While I was in college in the early eighties, many of my friends took a semester abroad.  My father was highly protective, and could not bear the thought of his daughter being so far away.  After working for two years after college, however, I quit my job and spent the summer of 1986 in Western Europe.  My mother sent me letters care of the American Express offices in each city.  One of her first letters said,

"Each day must be like a present you open up, revealing new sights, sounds, and tastes, meeting all kinds of people."

She was right.  After my father died in 1991, my mother started to travel too.  She went away to several European cities with her girlfriends, and even got to see Morocco.  She and I took a few great trips together to Ireland, where her mother, my Grandma, was born.  While we are blessed with very loving, hospitable cousins, I believe our favorite visit included a side sojourn on the train from Dublin to Galway City.  We set out in the streets at dusk to find Lynch's Castle, and doubled over with laughter upon the discovery that our family stronghold had been turned into a bank.

As we moved into the new Millennium, and globalization continued, travel, ironically, became more and more of an unpleasant experience.  My last great holiday abroad with my mother was in March 2002.  We booked a tour of Naples, Sorrento, Rome, and Florence.  Besides 9/11, Grandma had died in October 2001, and I suffered a terrible back accident (which eventually required five spinal surgeries) in November.  My enthusiasm and exhilaration about returning to Italy after sixteen years served as a panacea to my two broken vertebrae.  I hobbled on cobblestone streets and the ruins of Pompeii with a cane.
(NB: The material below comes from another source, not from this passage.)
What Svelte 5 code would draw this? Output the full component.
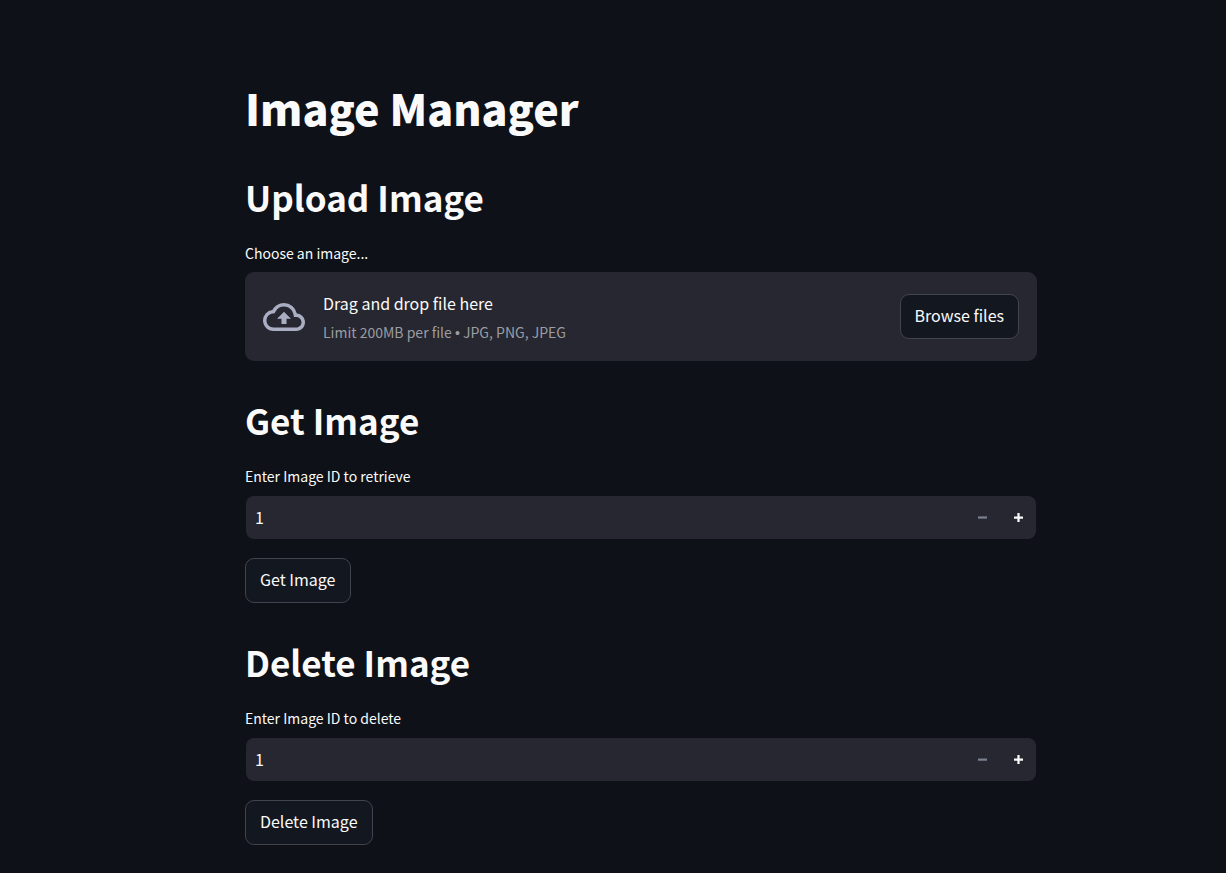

We had an absolutely perfect afternoon shopping the Via Condotti in Rome as I pursued, and purchased, a Salvatore Ferragamo red wallet.  After this fantastic leather acquisition, Mommy and I had perfect tiramisu in the Piazza Navona.  Before we got to our final destination in Italy, Florence, I took a tumble in a Roman trattoria, causing further injury to my back.

Once in Florence, my pain forced me to take to the bed in our hotel room.  I was  concerned about my mother due to my assumption that she, an "older" woman of sixty-three might not be as "worldwise" as me.  My mother rose to the challenge and stunned me.  Her first errand was to find an English language edition a book to keep my mind occupied, and she obtained a paperback of  Bag of Bones by Stephen King.  Then she found the best gelato place in Florence, and it happened to be located but a short distance from our hotel.  This conquest made her braver, and she kept spanning out further and further.  Within three days she had found a top-rate fine jeweler.  She returned to our room with small black velvet bags containing gold jewelry which she, always putting others first, had bought for herself!  My mother insisted on taking me to the establishment, and I watched in stunned silence as she bargained for a platinum and diamond bracelet.

Later this month, nearly thirteen years later, at her request, Mommy and I return to Florence to celebrate her seventy-sixth birthday.  (I shall be fifty-two in December.)  While I do not expect that the capital of the Renaissance will have changed greatly, I have had to recognize that she and I have. I'm preparing carry-on bags for each of us which contain a lot of over-the-counter medications for our various aches and pains. Aging affects us both.  We cannot turn the clocks back and become younger versions of ourselves.  I've also procured several books for Mommy, and loaded up my ebook reader. While we may not return to the past, we can continue to explore our present and dream of the future. This opportunity to share La Dolce Vita with my mother is more valuable to me than all the jewelry in Florence.